Tabac Cafe- Sadly I preferred it when it was not quite so upmarket and you felt ‘out there’ ordering a bowl of chilli con carne with garlic bread.

Walking down Bold street with my Dad and taking the mickey of out the “largest hearing aid in the world” chair and secretly never being sure if they were serious or not!! This would be late ’70’s/early ’80’s.

The Mardi Gras and dancing the night away with all the crowd from the Everyman back in 1988/89/90/91 - meeting some of the people who are still some of my closest friends now and meeting the first happy out gay people that I knew -

Going into News From Nowhere and hanging around the gay/lesbian section in the hope of being swept off my feet by a mad literary lesbian or two…I still see people doing that now! You can always tell they have only just realised they’re gay or have just come out by the books they are buying.

And of course, Maggie May’s as the FACT staff canteen - all the gossip going down over a plate of egg and chips surrounded by a mix of elderly ladies, workies and drag queens in their day clothes!


I remember when it was a proper street; then it was ‘pedestrianised’ with ugly oval plant holders and benches nobody ever sat on in the late 1970s or early 1980s, and now it looks like a proper street again.

I also remember a club called the Four Seasons by what is now Starbucks during the 1980s. it was dreadful cheesy place with lots of pale green walls and mirrors. I once went there when I was at college to hear a student friend called Debi Jones sing to some gangsters (friends of her husband) who might get her work singing in their clubs. She sang some standards and a song called Pete the Piddling Pup about an incontinent dog, which went down really well! Whether she got any work I do not know.

The Warehouse shop near the bottom used to have a café on the first floor which was one of the coolest places in Liverpool to have a coffee. The walls were plastered and painted to look like concrete. Café Berlin near the top was definitely one of the coolest cafés in town and popular with musicians and artists. It featured on the front of an Icicle Works album whose name I can’t remember. Café Society nearby was a clothes shop selling 1950s overcoats and Dr Martins boots, very popular with trendies in the mid 1980s. The top end was a little trendy enclave with the record shop (still there I think) and Café Tabac (coffee like dragon’s blood) as well as Café Society and Café Berlin further down. The shop at the very top used to have a boat made of shells in the window which has/had been there for decades; the shop itself is maybe a part of the old RAF club upstairs.

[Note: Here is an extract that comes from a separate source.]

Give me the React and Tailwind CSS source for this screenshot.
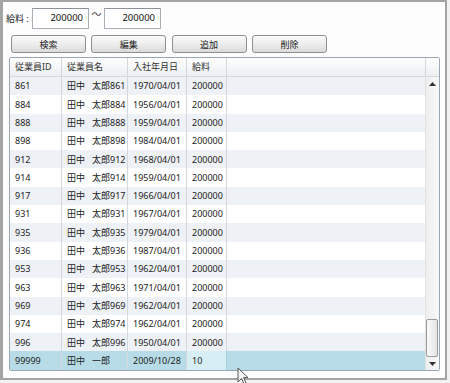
import React from "react";

const rows = [
  ["861", "太郎861", "1970/04/01", "200000"],
  ["884", "太郎884", "1956/04/01", "200000"],
  ["888", "太郎888", "1959/04/01", "200000"],
  ["898", "太郎898", "1984/04/01", "200000"],
  ["912", "太郎912", "1968/04/01", "200000"],
  ["914", "太郎914", "1959/04/01", "200000"],
  ["917", "太郎917", "1966/04/01", "200000"],
  ["931", "太郎931", "1967/04/01", "200000"],
  ["935", "太郎935", "1979/04/01", "200000"],
  ["936", "太郎936", "1987/04/01", "200000"],
  ["953", "太郎953", "1962/04/01", "200000"],
  ["963", "太郎963", "1971/04/01", "200000"],
  ["969", "太郎969", "1962/04/01", "200000"],
  ["974", "太郎974", "1962/04/01", "200000"],
  ["996", "太郎996", "1950/04/01", "200000"],
];

function Btn({ children }) {
  return (
    <div className="w-[75px] h-[18px] rounded-[3px] border border-[#8e8f8f] bg-gradient-to-b from-[#fbfbfb] via-[#ededed] to-[#dadada] flex items-center justify-center text-[9px] text-[#222] leading-none">
      {children}
    </div>
  );
}

function Input({ value }) {
  return (
    <div className="w-[57px] h-[21px] border border-[#a9aeb5] border-t-[#8d939b] bg-white flex items-center justify-end pr-[5px] text-[9.5px] text-[#111]">
      {value}
    </div>
  );
}

function Row({ id, first, name, date, sal, bg, selected }) {
  const cell = "h-full flex items-center pl-[5px] border-r border-[#d3d8de] whitespace-nowrap overflow-hidden";
  return (
    <div className={`flex h-[18.3px] ${bg}`}>
      <div className={`${cell} w-[52px]`}>{id}</div>
      <div className={`${cell} w-[66px]`}>
        <span>{first}</span>
        <span className="ml-[7px]">{name}</span>
      </div>
      <div className={`${cell} w-[59px]`}>{date}</div>
      <div
        className={`${cell} w-[40px] ${
          selected ? "bg-[#d8eef5] border-r-[#a9d3e1]" : ""
        }`}
      >
        {sal}
      </div>
      <div className="flex-1 h-full"></div>
    </div>
  );
}

export default function App() {
  return (
    <div
      className="w-[450px] h-[383px] bg-[#f2f2f2] relative overflow-hidden text-[#222]"
      style={{ fontFamily: '"Noto Sans", "Noto Sans CJK JP", sans-serif' }}
    >
      <div className="w-[447px] h-[380px] border-t-[2px] border-l-[3px] border-r-[2px] border-b-[2px] border-[#a4a4a4] bg-[#fdfdfd] flex flex-col">
        {/* filter row */}
        <div className="flex items-center mt-[6px] h-[21px]">
          <div className="w-[29px] pl-[3px] text-[9px] leading-none whitespace-nowrap">給料 :</div>
          <Input value="200000" />
          <div className="w-[15px] h-full flex justify-center items-start pt-[1px] text-[10px] leading-none text-[#444]">
            ～
          </div>
          <Input value="200000" />
        </div>
        {/* buttons */}
        <div className="flex mt-[6px] ml-[8px] gap-[5.3px]">
          <Btn>検索</Btn>
          <Btn>編集</Btn>
          <Btn>追加</Btn>
          <Btn>削除</Btn>
        </div>
        {/* grid */}
        <div className="mt-[4px] ml-[6px] w-[431px] h-[314px] border border-[#9aa6b2] rounded-[2px] flex flex-col bg-white text-[9px] overflow-hidden">
          {/* header */}
          <div className="flex h-[19px] bg-gradient-to-b from-[#ffffff] to-[#eceef1] border-b border-[#d3d8de] text-[#333]">
            <div className="w-[52px] border-r border-[#d3d8de] pl-[5px] flex items-center">従業員ID</div>
            <div className="w-[66px] border-r border-[#d3d8de] pl-[5px] flex items-center">従業員名</div>
            <div className="w-[59px] border-r border-[#d3d8de] pl-[5px] flex items-center">入社年月日</div>
            <div className="w-[40px] border-r border-[#d3d8de] pl-[5px] flex items-center">給料</div>
            <div className="flex-1 border-r border-[#d3d8de]"></div>
            <div className="w-[13px]"></div>
          </div>
          <div className="flex flex-1">
            <div className="flex-1 flex flex-col">
              {rows.map((r, i) => (
                <Row
                  key={r[0]}
                  id={r[0]}
                  first="田中"
                  name={r[1]}
                  date={r[2]}
                  sal={r[3]}
                  bg={i % 2 === 0 ? "bg-[#eef1f5]" : "bg-white"}
                />
              ))}
              <Row
                id="99999"
                first="田中"
                name="一郎"
                date="2009/10/28"
                sal="10"
                bg="bg-[#b8dce7]"
                selected
              />
            </div>
            {/* scrollbar */}
            <div className="w-[14px] flex flex-col bg-gradient-to-r from-[#eeeeee] to-[#f8f8f8] border-l border-[#e2e2e2]">
              <div className="h-[13px] flex items-center justify-center">
                <svg width="7" height="4" viewBox="0 0 7 4">
                  <path d="M3.5 0 L7 4 L0 4 Z" fill="#333" />
                </svg>
              </div>
              <div className="flex-1"></div>
              <div className="h-[38px] mr-[1px] rounded-[2px] border border-[#9a9a9a] bg-gradient-to-r from-[#fafafa] to-[#e4e4e4]"></div>
              <div className="h-[13px] flex items-center justify-center">
                <svg width="7" height="4" viewBox="0 0 7 4">
                  <path d="M0 0 L7 0 L3.5 4 Z" fill="#333" />
                </svg>
              </div>
            </div>
          </div>
        </div>
      </div>
      {/* mouse cursor */}
      <svg
        className="absolute left-[237px] top-[367px]"
        width="13"
        height="19"
        viewBox="0 0 13 19"
      >
        <path
          d="M1 1 L1 15 L4.5 11.5 L7 17 L9 16 L6.6 10.6 L11 10.6 Z"
          fill="#f4f4f4"
          stroke="#555"
          strokeWidth="1"
          strokeLinejoin="round"
        />
      </svg>
    </div>
  );
}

Mattas International Food Stores is a Liverpool institution selling Indian food and odd pastas and Greek bread and frozen fish and Chinese pancakes. It used to be renowned for its raisins in yoghurt and incense and its bags were once THE carrier bag to be seen with. Ian Perry might not have such fond memories of Mattas!

My partner then was a music journalist. I used to get so vexed because every single time we walked down Bold Street, someone from a band would rush at him with a demo tape.It took so long to get from one end to the other, we used to do “Musician Alert”, and hide in doorways.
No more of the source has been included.